• REQUIRED TASK: For the listing below, give the count of lines containing "this", and no other text.

• EXERCISE MATERIAL:
━━━━━━━━━━━━━━━━

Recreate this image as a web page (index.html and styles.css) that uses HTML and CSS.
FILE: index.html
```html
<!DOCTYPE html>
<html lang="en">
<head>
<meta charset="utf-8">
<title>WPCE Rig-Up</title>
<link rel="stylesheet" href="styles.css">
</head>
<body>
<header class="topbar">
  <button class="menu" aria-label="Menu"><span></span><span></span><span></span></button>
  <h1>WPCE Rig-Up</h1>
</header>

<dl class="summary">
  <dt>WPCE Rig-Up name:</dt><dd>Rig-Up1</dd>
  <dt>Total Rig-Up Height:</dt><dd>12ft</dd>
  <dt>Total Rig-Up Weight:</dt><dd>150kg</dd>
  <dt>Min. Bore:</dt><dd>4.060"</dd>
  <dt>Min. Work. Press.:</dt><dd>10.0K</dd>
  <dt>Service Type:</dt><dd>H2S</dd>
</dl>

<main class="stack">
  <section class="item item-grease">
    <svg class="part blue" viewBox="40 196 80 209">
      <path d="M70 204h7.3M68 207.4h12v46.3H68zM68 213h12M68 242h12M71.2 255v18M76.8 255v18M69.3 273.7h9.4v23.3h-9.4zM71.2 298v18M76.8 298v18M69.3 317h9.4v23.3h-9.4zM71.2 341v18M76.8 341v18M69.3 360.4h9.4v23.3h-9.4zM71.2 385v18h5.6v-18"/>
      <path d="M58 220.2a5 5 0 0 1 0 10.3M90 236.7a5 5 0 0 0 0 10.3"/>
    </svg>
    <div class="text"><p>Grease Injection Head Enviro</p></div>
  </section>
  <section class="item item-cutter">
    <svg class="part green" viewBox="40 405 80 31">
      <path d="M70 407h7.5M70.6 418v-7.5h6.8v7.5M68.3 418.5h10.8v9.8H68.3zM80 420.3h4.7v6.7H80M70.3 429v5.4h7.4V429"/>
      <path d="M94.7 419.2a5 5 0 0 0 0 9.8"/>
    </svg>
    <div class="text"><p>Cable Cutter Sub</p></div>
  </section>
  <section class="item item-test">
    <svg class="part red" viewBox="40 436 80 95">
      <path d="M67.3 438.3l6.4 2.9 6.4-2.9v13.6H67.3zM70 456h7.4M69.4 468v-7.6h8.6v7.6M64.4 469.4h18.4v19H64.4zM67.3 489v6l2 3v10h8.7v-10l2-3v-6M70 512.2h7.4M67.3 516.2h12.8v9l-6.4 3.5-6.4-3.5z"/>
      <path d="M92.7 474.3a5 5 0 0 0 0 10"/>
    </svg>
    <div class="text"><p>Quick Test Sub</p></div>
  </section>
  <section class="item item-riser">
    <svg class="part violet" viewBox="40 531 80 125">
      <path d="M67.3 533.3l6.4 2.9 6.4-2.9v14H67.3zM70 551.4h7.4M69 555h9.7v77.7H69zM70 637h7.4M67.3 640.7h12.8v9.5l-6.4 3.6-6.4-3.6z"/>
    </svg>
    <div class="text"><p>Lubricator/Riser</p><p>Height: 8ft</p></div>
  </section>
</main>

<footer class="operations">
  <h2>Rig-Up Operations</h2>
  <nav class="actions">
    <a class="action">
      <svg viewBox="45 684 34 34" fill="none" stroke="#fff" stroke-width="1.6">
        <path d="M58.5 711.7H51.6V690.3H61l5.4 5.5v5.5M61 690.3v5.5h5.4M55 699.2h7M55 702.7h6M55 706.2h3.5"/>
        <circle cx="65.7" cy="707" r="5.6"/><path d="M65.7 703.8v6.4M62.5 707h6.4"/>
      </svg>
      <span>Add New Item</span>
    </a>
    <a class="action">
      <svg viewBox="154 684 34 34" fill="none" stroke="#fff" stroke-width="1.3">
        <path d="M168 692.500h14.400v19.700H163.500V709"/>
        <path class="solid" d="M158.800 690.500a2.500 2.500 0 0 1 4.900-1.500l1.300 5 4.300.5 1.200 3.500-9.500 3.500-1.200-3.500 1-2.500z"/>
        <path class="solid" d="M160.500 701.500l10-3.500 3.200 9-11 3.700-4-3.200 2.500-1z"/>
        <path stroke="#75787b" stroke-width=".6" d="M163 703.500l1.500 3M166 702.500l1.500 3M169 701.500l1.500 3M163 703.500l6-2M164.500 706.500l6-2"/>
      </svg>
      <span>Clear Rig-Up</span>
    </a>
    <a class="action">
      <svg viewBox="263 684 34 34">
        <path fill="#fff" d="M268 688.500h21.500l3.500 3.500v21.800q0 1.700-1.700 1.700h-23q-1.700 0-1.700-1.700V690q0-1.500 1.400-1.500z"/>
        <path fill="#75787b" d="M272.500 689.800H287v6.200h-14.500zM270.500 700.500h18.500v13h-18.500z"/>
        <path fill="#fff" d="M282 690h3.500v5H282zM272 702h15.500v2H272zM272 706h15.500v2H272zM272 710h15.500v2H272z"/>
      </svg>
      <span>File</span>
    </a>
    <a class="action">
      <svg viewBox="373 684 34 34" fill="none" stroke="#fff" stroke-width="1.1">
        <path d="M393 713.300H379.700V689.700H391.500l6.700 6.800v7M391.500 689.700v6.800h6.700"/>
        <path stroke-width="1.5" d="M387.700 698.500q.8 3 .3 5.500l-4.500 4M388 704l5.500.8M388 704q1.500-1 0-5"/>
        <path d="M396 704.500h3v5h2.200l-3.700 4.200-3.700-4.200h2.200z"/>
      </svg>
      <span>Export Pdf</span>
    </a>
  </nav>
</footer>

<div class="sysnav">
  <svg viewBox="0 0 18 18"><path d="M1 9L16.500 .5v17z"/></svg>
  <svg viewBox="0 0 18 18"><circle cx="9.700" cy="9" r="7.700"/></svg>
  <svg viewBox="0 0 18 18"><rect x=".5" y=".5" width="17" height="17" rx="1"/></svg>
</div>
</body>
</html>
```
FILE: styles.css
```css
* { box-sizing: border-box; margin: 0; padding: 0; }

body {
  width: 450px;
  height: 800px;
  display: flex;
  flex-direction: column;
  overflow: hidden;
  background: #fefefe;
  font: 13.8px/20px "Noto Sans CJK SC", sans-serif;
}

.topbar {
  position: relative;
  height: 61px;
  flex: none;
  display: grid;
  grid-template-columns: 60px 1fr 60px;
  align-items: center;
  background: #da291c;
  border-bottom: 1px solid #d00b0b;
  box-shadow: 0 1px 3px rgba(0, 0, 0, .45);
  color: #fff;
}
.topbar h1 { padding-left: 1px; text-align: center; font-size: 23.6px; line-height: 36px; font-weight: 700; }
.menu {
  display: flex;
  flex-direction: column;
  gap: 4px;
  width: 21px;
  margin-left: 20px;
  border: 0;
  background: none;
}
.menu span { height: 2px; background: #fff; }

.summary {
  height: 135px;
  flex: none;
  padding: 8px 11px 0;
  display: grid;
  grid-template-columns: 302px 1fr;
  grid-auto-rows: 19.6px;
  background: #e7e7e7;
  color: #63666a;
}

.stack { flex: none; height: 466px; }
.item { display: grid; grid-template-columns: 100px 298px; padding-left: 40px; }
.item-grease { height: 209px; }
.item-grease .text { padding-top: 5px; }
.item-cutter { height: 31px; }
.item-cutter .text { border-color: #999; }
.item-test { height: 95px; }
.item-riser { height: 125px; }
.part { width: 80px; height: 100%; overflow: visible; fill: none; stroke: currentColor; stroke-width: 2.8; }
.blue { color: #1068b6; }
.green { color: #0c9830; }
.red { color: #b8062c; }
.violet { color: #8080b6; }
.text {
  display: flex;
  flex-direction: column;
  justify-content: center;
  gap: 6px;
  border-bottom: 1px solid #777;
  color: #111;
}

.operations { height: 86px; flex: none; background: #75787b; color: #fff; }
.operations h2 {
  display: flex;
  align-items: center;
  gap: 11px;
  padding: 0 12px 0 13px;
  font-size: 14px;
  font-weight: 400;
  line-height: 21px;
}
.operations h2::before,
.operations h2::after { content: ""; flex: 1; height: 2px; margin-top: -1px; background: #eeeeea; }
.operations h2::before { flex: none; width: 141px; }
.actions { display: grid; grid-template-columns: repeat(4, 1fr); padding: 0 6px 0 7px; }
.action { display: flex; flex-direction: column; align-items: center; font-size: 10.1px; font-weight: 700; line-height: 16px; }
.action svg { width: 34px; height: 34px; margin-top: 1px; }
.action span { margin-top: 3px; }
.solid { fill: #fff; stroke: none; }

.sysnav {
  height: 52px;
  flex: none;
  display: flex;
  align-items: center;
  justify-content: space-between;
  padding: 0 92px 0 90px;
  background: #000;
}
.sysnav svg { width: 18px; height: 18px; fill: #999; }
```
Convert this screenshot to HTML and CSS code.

━━━━━━━━━━━━━━━━

• FULL RESPONSE: 2